There are many tools out there that can help you visualize the user workflow. We use Moqups. There are also tools such as Drip and Click Funnels, that not only allow you to visualize this process, but set up the automation directly with their tools.

Getting Started: From Visitor to Email Submission

The user comes across your website in some shape or form. Typically it’s from search engines, a referral, or social media. From there the user will likely land on your homepage or blog, but this can vary by company. At this point, the user is just a site visitors. But we want to get their email so that we can start leading them through our user flow.

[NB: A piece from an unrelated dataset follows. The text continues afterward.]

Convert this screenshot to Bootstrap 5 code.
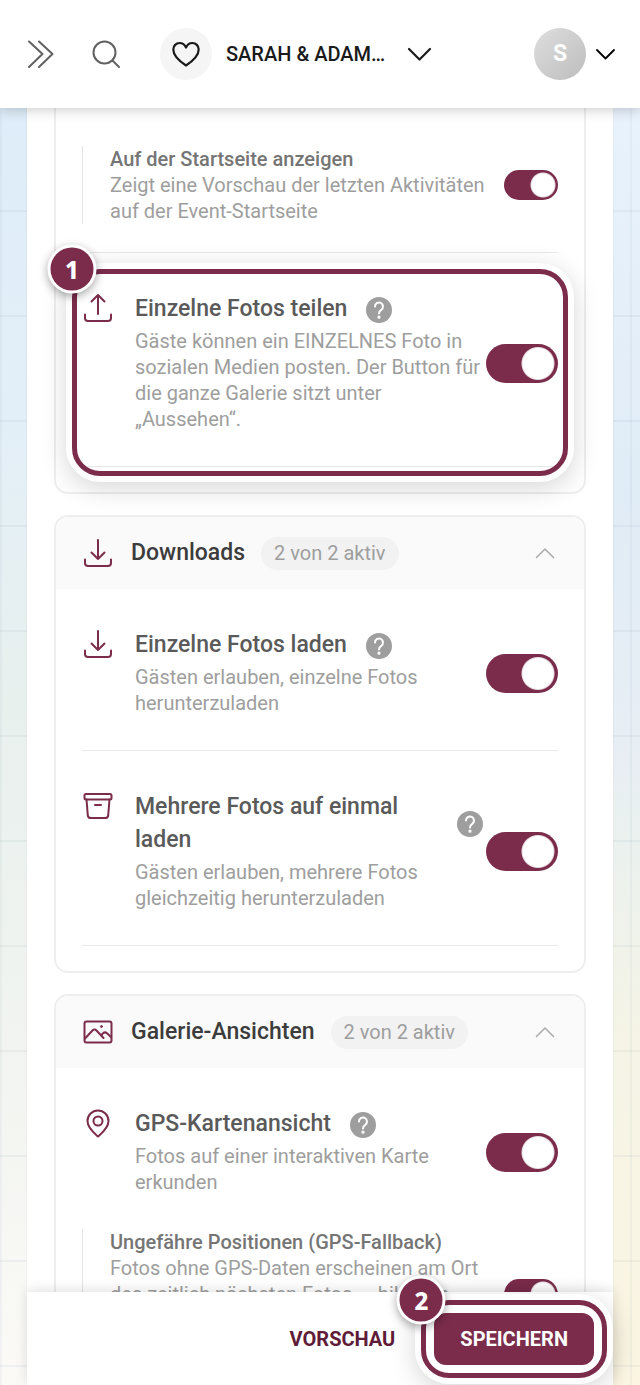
<!DOCTYPE html>
<html lang="de">
<head>
<meta charset="utf-8">
<meta name="viewport" content="width=device-width, initial-scale=1">
<title>Event-Einstellungen</title>
<link href="https://cdn.jsdelivr.net/npm/bootstrap@5.3.0/dist/css/bootstrap.min.css" rel="stylesheet">
<style>
  :root { --wine: #7b2c4b; --line: #eeeeee; }
  body {
    font-family: Roboto, "Liberation Sans", sans-serif;
    font-size: 20px; line-height: 26px; color: #9e9e9e;
    background:
      linear-gradient(rgba(90,120,140,.07) 2px, transparent 2px) 0 0 / 105px 105px,
      linear-gradient(90deg, rgba(90,120,140,.06) 2px, transparent 2px) 0 0 / 105px 105px,
      linear-gradient(#dcecf9, #e3eff8 30%, #e8f0ee 50%, #f1f4f0 75%, #fbfaf7) left / 50% 100% no-repeat,
      linear-gradient(#ebf4fe, #e0ecf6 35%, #e8eef4 55%, #eaf1ef 60%, #f5f4e6 75%, #fbf5e2) right / 50% 100% no-repeat;
  }
  svg { display: block; flex: none; fill: none; stroke: currentColor; stroke-linecap: round; stroke-linejoin: round; }
  .topbar { height: 108px; padding: 0 24px; z-index: 20; box-shadow: 0 2px 12px rgba(0,0,0,.2); color: #1a1a1a; }
  .icon-btn { padding: 0; border: 0; background: none; color: #616161; }
  .event-btn { font-size: 20px; font-weight: 500; gap: 14px; margin-left: 40px; color: #1a1a1a; }
  .disc { width: 52px; height: 52px; border-radius: 50%; background: #f5f5f5; }
  .avatar { background: linear-gradient(135deg, #dedede, #bdbdbd); color: #fff; font-size: 23px; font-weight: 700; }
  .panel { margin: 0 27px; padding: 0 27px; z-index: 0; box-shadow: 0 0 2px rgba(0,0,0,.08); }
  .box { border: 2px solid var(--line); border-radius: 14px; margin-bottom: 21px; }
  .box-first { border-top: 0; border-radius: 0 0 14px 14px; padding-top: 38px; }
  .box-head { height: 72px; padding: 0 26px; background: #fafafa; border-radius: 12px 12px 0 0; color: #3c3c3c; }
  .box-head h2 { font-size: 23px; line-height: 33px; font-weight: 500; margin: 0 16px 2px 17px; }
  .count { padding: 3px 13px 4px; border-radius: 17px; background: #f2f2f2; color: #9e9e9e; }
  .box-body { padding: 0 26px 25px; }
  .setting { margin-top: 26px; padding: 13px 0 34px; border-bottom: 1px solid #e9e9e9; }
  .setting.open { border-bottom: 0; }
  .setting-text { margin: 0 3px 0 21px; min-width: 0; }
  .setting-title { gap: 19px; margin-bottom: 3px; }
  .setting-title label { font-size: 23px; line-height: 33px; font-weight: 500; color: #5a5a5a; }
  .wine { color: var(--wine); }
  .help { width: 26px; height: 26px; border-radius: 50%; background: #9e9e9e; color: #fff; margin-top: 2px; }
  .sub { border-left: 1px solid #e4e4e4; padding-left: 27px; gap: 16px; }
  .sub label { font-weight: 500; color: #757575; }
  .rule { height: 1px; margin: 28px 0 0; background: #e9e9e9; }
  .form-check-input.toggle[type=checkbox] {
    width: 72px; height: 39px; margin: 2px 0 0; border: 0; border-radius: 20px;
    background: radial-gradient(circle at calc(100% - 20px) 50%, #fff 15px, #e4d9de 16px, var(--wine) 17px) center / 100% 100%;
  }
  .form-check-input.toggle-sm[type=checkbox] {
    width: 54px; height: 30px; margin: 0;
    background-image: radial-gradient(circle at calc(100% - 15px) 50%, #fff 11px, #e4d9de 12px, var(--wine) 13px);
  }
  .marker { position: absolute; pointer-events: none; border: 5px solid var(--wine); border-radius: 28px;
    box-shadow: 0 0 0 6px rgba(255,255,255,.92), 0 6px 26px 6px rgba(0,0,0,.16); }
  .marker-item { inset: -10px; }
  .marker-btn { inset: -13px; }
  .step { position: absolute; top: -5px; left: -5px; width: 49px; height: 49px; border: 3px solid #fff; border-radius: 50%;
    background: var(--wine); color: #fff; font: 800 24px/43px "Noto Sans", sans-serif; text-align: center;
    box-shadow: 0 3px 10px rgba(0,0,0,.35); transform: translate(-50%, -50%); }
  .actions { margin: 0 27px; height: 93px; padding: 0 19px; gap: 39px; z-index: 20; box-shadow: 0 -2px 12px rgba(0,0,0,.12); }
  .actions .btn { font-size: 20px; line-height: 26px; font-weight: 700; border: 0; }
  .btn-preview { padding: 13px 0; color: #5f1c38; }
  .btn-store, .btn-store:hover { padding: 13px 26px; border-radius: 12px; background: var(--wine); color: #fff; }
</style>
</head>
<body class="vh-100 d-flex flex-column overflow-hidden">

<svg width="0" height="0" class="position-absolute" aria-hidden="true">
  <symbol id="i-download" viewBox="0 0 32 32"><path d="M16 3v19M9.500 15.500l6.500 6.500 6.500-6.500M3 22.500v3.500a3 3 0 0 0 3 3h20a3 3 0 0 0 3-3v-3.500"/></symbol>
  <symbol id="i-upload" viewBox="0 0 32 32"><path d="M16 22V3M9.500 9.500 16 3l6.500 6.500M3 22.500v3.500a3 3 0 0 0 3 3h20a3 3 0 0 0 3-3v-3.500"/></symbol>
  <symbol id="i-archive" viewBox="0 0 32 32"><rect x="2.500" y="4" width="27" height="5.500" rx="1.500"/><path d="M4.500 9.500l1.300 15.800a3 3 0 0 0 3 2.700h14.400a3 3 0 0 0 3-2.700L27.500 9.500M13 15h6"/></symbol>
  <symbol id="i-image" viewBox="0 0 32 32"><rect x="2.500" y="5.500" width="27" height="21" rx="2"/><path d="M3 22.500l7.500-8q2-2 4 0l7 7.500M19 19.500l2-2.200q2-1.800 4 0L29 21"/><circle cx="19.500" cy="10.500" r="1" fill="currentColor" stroke-width="1"/></symbol>
  <symbol id="i-pin" viewBox="0 0 32 32"><path d="M16 29.500c-4-3.500-10.500-8.500-10.500-15.500a10.500 10.500 0 0 1 21 0c0 7-6.500 12-10.500 15.500z"/><circle cx="16" cy="14" r="4.500"/></symbol>
  <symbol id="i-help" viewBox="0 0 26 26"><path d="M9 9.600a4 4 0 1 1 6.300 3.200c-1.500 1-2.300 1.700-2.300 3.600"/><circle cx="13" cy="20.200" r=".6" fill="currentColor"/></symbol>
  <symbol id="i-up" viewBox="0 0 26 26"><path d="M4.500 17.500 13 9l8.500 8.500"/></symbol>
</svg>

<header class="topbar bg-white d-flex align-items-center position-relative flex-shrink-0">
  <button class="icon-btn" aria-label="Menü öffnen"><svg width="32" height="32" viewBox="0 0 32 32" stroke-width="2"><path d="M5 3.500 18.500 16 5 29M15 3.500 28.500 16 15 29"/></svg></button>
  <button class="icon-btn ms-4 ps-2" aria-label="Suchen"><svg width="32" height="32" viewBox="0 0 32 32" stroke-width="2"><circle cx="16.500" cy="14.500" r="11"/><path d="M24.500 22.500 31 29"/></svg></button>
  <button class="icon-btn event-btn d-flex align-items-center">
    <span class="disc d-flex align-items-center justify-content-center"><svg width="30" height="30" viewBox="0 0 30 30" stroke-width="2.200"><path d="M15 26.500C9 22.500 2.300 17.500 2.300 10.500c0-3.700 2.800-6.500 6.200-6.500 3 0 5.300 1.600 6.500 4.500C16.200 5.600 18.500 4 21.500 4c3.400 0 6.200 2.800 6.200 6.500 0 7-6.700 12-12.700 16z"/></svg></span>
    <span>SARAH &amp; ADAM…</span>
    <svg class="ms-2" width="26" height="26" viewBox="0 0 26 26" stroke-width="2.200"><path d="M2 8 12.500 18.500 23 8"/></svg>
  </button>
  <button class="icon-btn ms-auto d-flex align-items-center gap-2 text-black" aria-label="Konto">
    <span class="disc avatar d-flex align-items-center justify-content-center">S</span>
    <svg width="22" height="22" viewBox="0 0 22 22" stroke-width="1.800"><path d="M3 7l8.500 8.500L20 7"/></svg>
  </button>
</header>

<main class="flex-fill overflow-hidden" style="min-height:0">
  <div class="panel bg-white position-relative">

    <section class="box box-first">
      <div class="box-body">
        <div class="sub d-flex align-items-center">
          <div class="flex-fill"><label class="d-block" for="t-home">Auf der Startseite anzeigen</label>Zeigt eine Vorschau der letzten Aktivitäten auf der Event-Startseite</div>
          <input class="form-check-input toggle toggle-sm flex-shrink-0" type="checkbox" role="switch" id="t-home" checked>
        </div>
        <div class="rule"></div>
        <div class="setting d-flex position-relative">
          <svg class="wine" width="32" height="32" stroke-width="2"><use href="#i-upload"/></svg>
          <div class="setting-text flex-fill">
            <div class="setting-title d-flex align-items-center"><label for="t-share">Einzelne Fotos teilen</label><button class="icon-btn help flex-shrink-0" aria-label="Hilfe"><svg width="26" height="26" stroke-width="2"><use href="#i-help"/></svg></button></div>
            Gäste können ein EINZELNES Foto in sozialen Medien posten. Der Button für die ganze Galerie sitzt unter „Aussehen“.
          </div>
          <input class="form-check-input toggle flex-shrink-0 align-self-center" type="checkbox" role="switch" id="t-share" checked>
          <div class="marker marker-item"><span class="step">1</span></div>
        </div>
      </div>
    </section>

    <section class="box">
      <div class="box-head d-flex align-items-center">
        <svg class="wine" width="32" height="32" stroke-width="2"><use href="#i-download"/></svg>
        <h2>Downloads</h2><span class="count">2 von 2 aktiv</span>
        <button class="icon-btn ms-auto" style="color:#aaa" aria-label="Downloads einklappen"><svg width="26" height="26" stroke-width="1.500"><use href="#i-up"/></svg></button>
      </div>
      <div class="box-body d-flex flex-column">
        <div class="setting d-flex">
          <svg class="wine" width="32" height="32" stroke-width="2"><use href="#i-download"/></svg>
          <div class="setting-text flex-fill">
            <div class="setting-title d-flex align-items-center"><label for="t-one">Einzelne Fotos laden</label><button class="icon-btn help flex-shrink-0" aria-label="Hilfe"><svg width="26" height="26" stroke-width="2"><use href="#i-help"/></svg></button></div>
            Gästen erlauben, einzelne Fotos herunterzuladen
          </div>
          <input class="form-check-input toggle flex-shrink-0 align-self-center" type="checkbox" role="switch" id="t-one" checked>
        </div>
        <div class="setting d-flex">
          <svg class="wine" width="32" height="32" stroke-width="2"><use href="#i-archive"/></svg>
          <div class="setting-text flex-fill">
            <div class="setting-title d-flex align-items-center"><label for="t-many">Mehrere Fotos auf einmal laden</label><button class="icon-btn help flex-shrink-0" aria-label="Hilfe"><svg width="26" height="26" stroke-width="2"><use href="#i-help"/></svg></button></div>
            Gästen erlauben, mehrere Fotos gleichzeitig herunterzuladen
          </div>
          <input class="form-check-input toggle flex-shrink-0 align-self-center" type="checkbox" role="switch" id="t-many" checked>
        </div>
      </div>
    </section>

    <section class="box">
      <div class="box-head d-flex align-items-center">
        <svg class="wine" width="32" height="32" stroke-width="2"><use href="#i-image"/></svg>
        <h2>Galerie-Ansichten</h2><span class="count">2 von 2 aktiv</span>
        <button class="icon-btn ms-auto" style="color:#aaa" aria-label="Galerie-Ansichten einklappen"><svg width="26" height="26" stroke-width="1.500"><use href="#i-up"/></svg></button>
      </div>
      <div class="box-body d-flex flex-column">
        <div class="setting open d-flex">
          <svg class="wine" width="32" height="32" stroke-width="2"><use href="#i-pin"/></svg>
          <div class="setting-text flex-fill">
            <div class="setting-title d-flex align-items-center"><label for="t-gps">GPS-Kartenansicht</label><button class="icon-btn help flex-shrink-0" aria-label="Hilfe"><svg width="26" height="26" stroke-width="2"><use href="#i-help"/></svg></button></div>
            Fotos auf einer interaktiven Karte erkunden
          </div>
          <input class="form-check-input toggle flex-shrink-0 align-self-center" type="checkbox" role="switch" id="t-gps" checked>
        </div>
        <div class="sub d-flex align-items-center">
          <div class="flex-fill"><label class="d-block" for="t-pos">Ungefähre Positionen (GPS-Fallback)</label>Fotos ohne GPS-Daten erscheinen am Ort des zeitlich nächsten Fotos — hilfreich, wenn die Kamera keine Standortdaten gespeichert hat und Bilder fehlen</div>
          <input class="form-check-input toggle toggle-sm flex-shrink-0" type="checkbox" role="switch" id="t-pos" checked>
        </div>
      </div>
    </section>
  </div>
</main>

<footer class="actions bg-white d-flex align-items-center justify-content-end position-relative flex-shrink-0">
  <button class="btn btn-preview">VORSCHAU</button>
  <div class="position-relative">
    <div class="marker marker-btn"><span class="step">2</span></div>
    <button class="btn btn-store">SPEICHERN</button>
  </div>
</footer>

<script src="https://cdn.jsdelivr.net/npm/bootstrap@5.3.0/dist/js/bootstrap.bundle.min.js"></script>
</body>
</html>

There are essentially two ways this can happen:

  1. The user likes what they see and opt-in to your newsletter. You should always have somewhere on your site where your user can voluntarily sign up to opt in to your newsletter. Not doing so is a missed opportunity.
  2. Create an enticing offer that they can download in exchange for their email. A worksheet, ebook, and white paper are all examples of potential offers. Remember, you want an offer that resonates with the user, so keep the topic in line with something that will actually be of value to them.

Once the user downloads the offer, you should automatically send an email that includes access to the offer, as well as another email that sends the following day asking the user if they have any questions. It’s that added step that shows you care and may prompt users who haven’t looked at the offer in the email yet to take a look.

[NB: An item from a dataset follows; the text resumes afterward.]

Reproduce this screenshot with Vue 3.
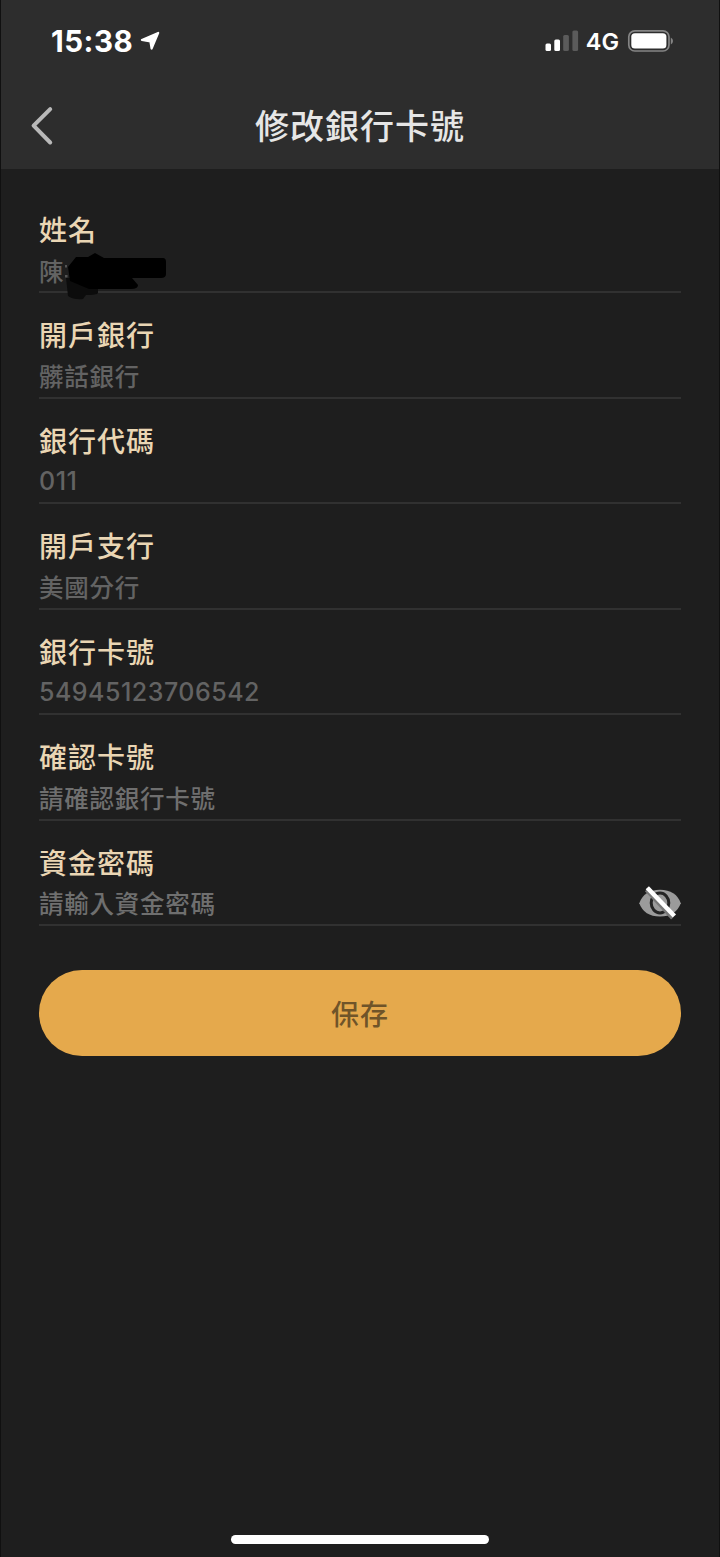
<template>
  <div class="page">
    <header class="header">
      <div class="status-bar">
        <div class="status-left">
          <span class="time">15:38</span>
          <svg class="location" viewBox="0 0 20 20">
            <path d="M18.2 1.9 L11.6 17.6 L10.4 10.4 L1.9 8.9 Z" />
          </svg>
        </div>
        <div class="status-right">
          <svg class="signal" viewBox="0 0 34 22">
            <rect x="0.5" y="13.5" width="5.5" height="7.5" rx="1.5" />
            <rect x="9.3" y="9.5" width="5.7" height="11.5" rx="1.5" />
            <rect class="signal-off" x="18.2" y="5" width="5.7" height="16" rx="1.5" />
            <rect class="signal-off" x="27.4" y="0.5" width="5.7" height="20.5" rx="1.5" />
          </svg>
          <span class="network">4G</span>
          <svg class="battery" viewBox="0 0 48 24">
            <rect class="battery-frame" x="1.8" y="1.8" width="40.2" height="20.2" rx="6" />
            <rect x="4.3" y="4.2" width="35.1" height="15.4" rx="3.6" />
            <path class="battery-cap" d="M43.8 8.4 Q46 9.5 46 11.9 Q46 14.3 43.8 15.4 Z" />
          </svg>
        </div>
      </div>
      <div class="nav-bar">
        <button class="back" type="button" aria-label="返回">
          <svg class="back-icon" viewBox="0 0 24 40">
            <path d="M20.2 3.1 L3.6 19.6 L20.2 36.5" />
          </svg>
        </button>
        <h1 class="title">修改銀行卡號</h1>
      </div>
    </header>

    <main class="form">
      <div v-for="field in fields" :key="field.label" class="field">
        <div class="label">{{ field.label }}</div>
        <div class="value-row">
          <span
            class="value"
            :class="{ placeholder: field.placeholder, digits: field.numeric }"
          >{{ field.value }}</span>
          <svg v-if="field.masked" class="mask" viewBox="0 0 110 54">
            <path class="mask-dots" d="M7 15 h2 v2.5 h-2 z M7 25 h2.5 v2.5 h-2.5 z" />
            <path class="mask-soft" d="M8 28 H40 V43 Q39 45 28 45 L25 49 Q16 50 10 46 Z" />
            <path d="M10 17 L18 7 L30 7 L37 3 L46 8 L105 8 Q108 8 108 12 V24 Q108 28 103 28 L74 28 L80 35 Q80 39 73 39 L31 39 L12 31 Z" />
          </svg>
          <svg v-if="field.secret" class="eye" viewBox="0 0 44 36">
            <path class="eye-shape" d="M1.3 18.2 Q6 5 22 4.8 Q38 5 42.8 18.2 Q38 31.3 22 31.6 Q6 31.3 1.3 18.2 Z" />
            <ellipse class="eye-ring" cx="22" cy="18" rx="8.8" ry="10" />
            <path class="eye-shade" d="M8 5.2 L34.2 33.6" />
            <path class="eye-slash" d="M9.3 2.8 L36.4 31" />
          </svg>
        </div>
      </div>
      <button class="save" type="button">保存</button>
    </main>

    <div class="home-indicator"></div>
  </div>
</template>

<script setup>
const fields = [
  { label: '姓名', value: '陳', masked: true },
  { label: '開戶銀行', value: '髒話銀行' },
  { label: '銀行代碼', value: '011', numeric: true },
  { label: '開戶支行', value: '美國分行' },
  { label: '銀行卡號', value: '54945123706542', numeric: true },
  { label: '確認卡號', value: '請確認銀行卡號', placeholder: true },
  { label: '資金密碼', value: '請輸入資金密碼', placeholder: true, secret: true }
]
</script>

<style>
body {
  background: #1e1e1e;
}
</style>

<style scoped>
.page {
  display: flex;
  flex-direction: column;
  box-sizing: border-box;
  height: 1557px;
  border: solid #101010;
  border-width: 0 1px;
  background: #1e1e1e;
  font-family: Inter, 'Noto Sans CJK TC', sans-serif;
}

.header {
  height: 169px;
  background: #2d2d2d;
}

.status-bar {
  display: flex;
  justify-content: space-between;
  align-items: center;
  height: 82px;
  padding: 0 44px 0 50px;
  color: #fff;
}

.status-left,
.status-right {
  display: flex;
  align-items: center;
}

.time {
  font-size: 29.5px;
  font-weight: 700;
  letter-spacing: 0.5px;
}

.location {
  width: 20px;
  height: 20px;
  margin-left: 7px;
  fill: #fff;
  stroke: #fff;
  stroke-width: 2.2;
  stroke-linejoin: round;
}

.signal {
  width: 34px;
  height: 22px;
  fill: #fff;
}

.signal-off {
  fill: #5b5b5b;
}

.network {
  margin-left: 7px;
  font-size: 23.5px;
  font-weight: 600;
}

.battery {
  width: 48px;
  height: 24px;
  margin-left: 8px;
  fill: #fff;
}

.battery-frame {
  fill: none;
  stroke: #858585;
  stroke-width: 1.7;
}

.battery-cap {
  fill: #858585;
}

.nav-bar {
  display: grid;
  grid-template-columns: 80px 1fr 80px;
  align-items: center;
  height: 87px;
}

.back {
  display: flex;
  padding: 0 0 0 29px;
  border: 0;
  background: none;
}

.back-icon {
  width: 24px;
  height: 40px;
  fill: none;
  stroke: #b9b9b9;
  stroke-width: 4;
  stroke-linecap: round;
  stroke-linejoin: round;
}

.title {
  margin: 0;
  padding-top: 3px;
  color: #e6e6e6;
  font-size: 34px;
  font-weight: 500;
  letter-spacing: 1px;
  line-height: 40px;
  text-align: center;
}

.form {
  display: flex;
  flex-direction: column;
  padding: 19px 38px 0;
}

.field {
  box-sizing: border-box;
  height: 105.45px;
  padding-top: 24px;
  border-bottom: 2px solid #313131;
}

.label {
  height: 38px;
  color: #ead6b4;
  font-size: 28px;
  font-weight: 500;
  letter-spacing: 1px;
  line-height: 39px;
}

.value-row {
  position: relative;
  display: flex;
  justify-content: space-between;
  align-items: center;
  height: 40px;
}

.value {
  color: #636363;
  font-size: 24.5px;
  font-weight: 500;
  letter-spacing: 0.75px;
}

.placeholder {
  color: #6f6f6f;
}

.digits {
  padding-top: 1px;
  font-size: 25px;
  letter-spacing: 0.5px;
}

.mask {
  position: absolute;
  top: 0;
  left: 19px;
  width: 110px;
  height: 54px;
  fill: #000;
}

.mask-soft {
  fill: #0c0c0c;
}

.mask-dots {
  fill: #555;
}

.eye {
  width: 44px;
  height: 36px;
  margin-right: -1px;
}

.eye-shape {
  fill: #9b9b9b;
}

.eye-ring {
  fill: none;
  stroke: #242424;
  stroke-width: 3;
}

.eye-shade {
  fill: none;
  stroke: #777;
  stroke-width: 3;
}

.eye-slash {
  fill: none;
  stroke: #fff;
  stroke-width: 4.5;
}

.save {
  height: 86px;
  margin-top: 44px;
  padding: 0;
  border: 0;
  border-radius: 43px;
  background: #e5a94c;
  color: #6f5429;
  font-family: inherit;
  font-size: 28px;
  font-weight: 500;
  letter-spacing: 0.9px;
}

.home-indicator {
  width: 258px;
  height: 9px;
  margin: auto auto 13px;
  border-radius: 5px;
  background: #fff;
}
</style>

The Workflow Funnel: From Email Submission to Action

So you got your email – perfect! Now, we want to start leading the user through the workflow. Remember, a workflow funnel is just like dating. You don’t jump to the proposal. It takes time. You want to user to get comfortable with you, build some trust, offer some value and speak to the users needs. From there, that’s when you can go in for a request to take the desired action.

The series of email you’ll want to include, depends on how big the call-to-action is and how complex it is. Typically 5-7 emails in a series should be good. It’s often said that it takes 7 points of contact before a user is comfortable converting. So, keep that in mind.

Here is a possible flow:

  1. Email #1: Speak to the users pain points, along with hitting on their emotions.
  2. Email #2: Speak to aspects of solutions, without selling. This shows authority without selling. Give them useful information so they feel like they’re getting something, without giving it all away.
  3. Email #3: Show how someone overcame these pain points.
  4. Email #4: Show authority in the space. Ie how you helped someone overcome their pain points via a testimonial or case study.
  5. Email #5: Get them thinking about what their options are for a solution to their problem.
  6. Email #6: Promote/ Drop the offer you want them to opt in for.
  7. Email #7: Add urgency to the offer – why they should buy now and not wait. Perhaps it includes a limited time bonus or the offer disappears after a certain time
  8. Email #8: Last call to opt into offer. Speak to that pain point, how you’ve solved that pain point in the past, and speak to what makes you the best person to solve their pain point.

Throughout each phase in the workflow, add an email option based on which action to user does or does not take. This applies only where applicable, i.e. for email #6, if they sign up for the offer right away, you don’t need to keep sending them reminder emails to sign-up, and those emails can stop there.

The Craft of Writing Email Copy

When writing emails for your workflow, keep a few things in mind:

  1. Include a compelling subject line. If the subject line doesn’t appeal to them, they aren’t going to open your email
  2. Always remember that every single person isn’t going to read every single email. Maybe they get eight emails from you but only open email #4 and email #7. Make sure your emails are written in a way that the user can still understand what you’re saying without having to read all emails.
  3. Format it properly. Use heading, bullet points, bolding, etc. Try to make the email easy to digest.
  4. Make it all about them. Use the words “you” or “your” more than “we”, “me” or “I”.
  5. Be personable. Use their name, speak to their specific pain points.
  6. Think big vision and not specifics. I.e. people don’t buy nice luxury cars because they need to get from point A to B, they buy it for the feeling of feeling special, for being apart of a certain class of people. Touch on that emotion and big vision and ultimate goal vs the specific.
  7. Keep it short and to the point. People don’t have a lot of time. You need to recognize that most people will just skim your email instead of reading all of it.

Results

After the user goes through the email funnel they will have converted, based on the action you requested or they will have not. You need to have an additional plan for those that convert and those that didn’t. Perhaps you retarget the non-converters with targeted Facebook ads, or move them to a funnel that requires less commitment and investment from the user. Ie. maybe the user needs more time to establish that relationship with you via offers, blog posts, and newsletters.

Test. Analyze. Revise.

Now comes the fun part. Test, analyze, and revise. After your running your email workflow for a week or month or so, go back and check the performance of emails. Things to consider:

  • What is the conversion rate?
  • At what point in the email process did the user convert?
  • Which emails have the highest open rates?
  • Which emails have the lowest open rates?
  • Compare the high performing and low performing open rates. What’s similar, and what’s different. Try to think why one may be performing better than the other.
  • Where are people clicking? Consider factors such as placement, colours and size of CTA’s. We find that at Growth Labs our image-based CTAs perform better than text based CTAs. Some studies even find that certain colours impact click-through rates.

Based on these insights, think about where you can make tweaks to test performance again. Make the tweaks, run another test, and see if the changes result in better or worse results. From there it’s a series of A/B testing aka testing, analyzing the results and revising the emails based on that information.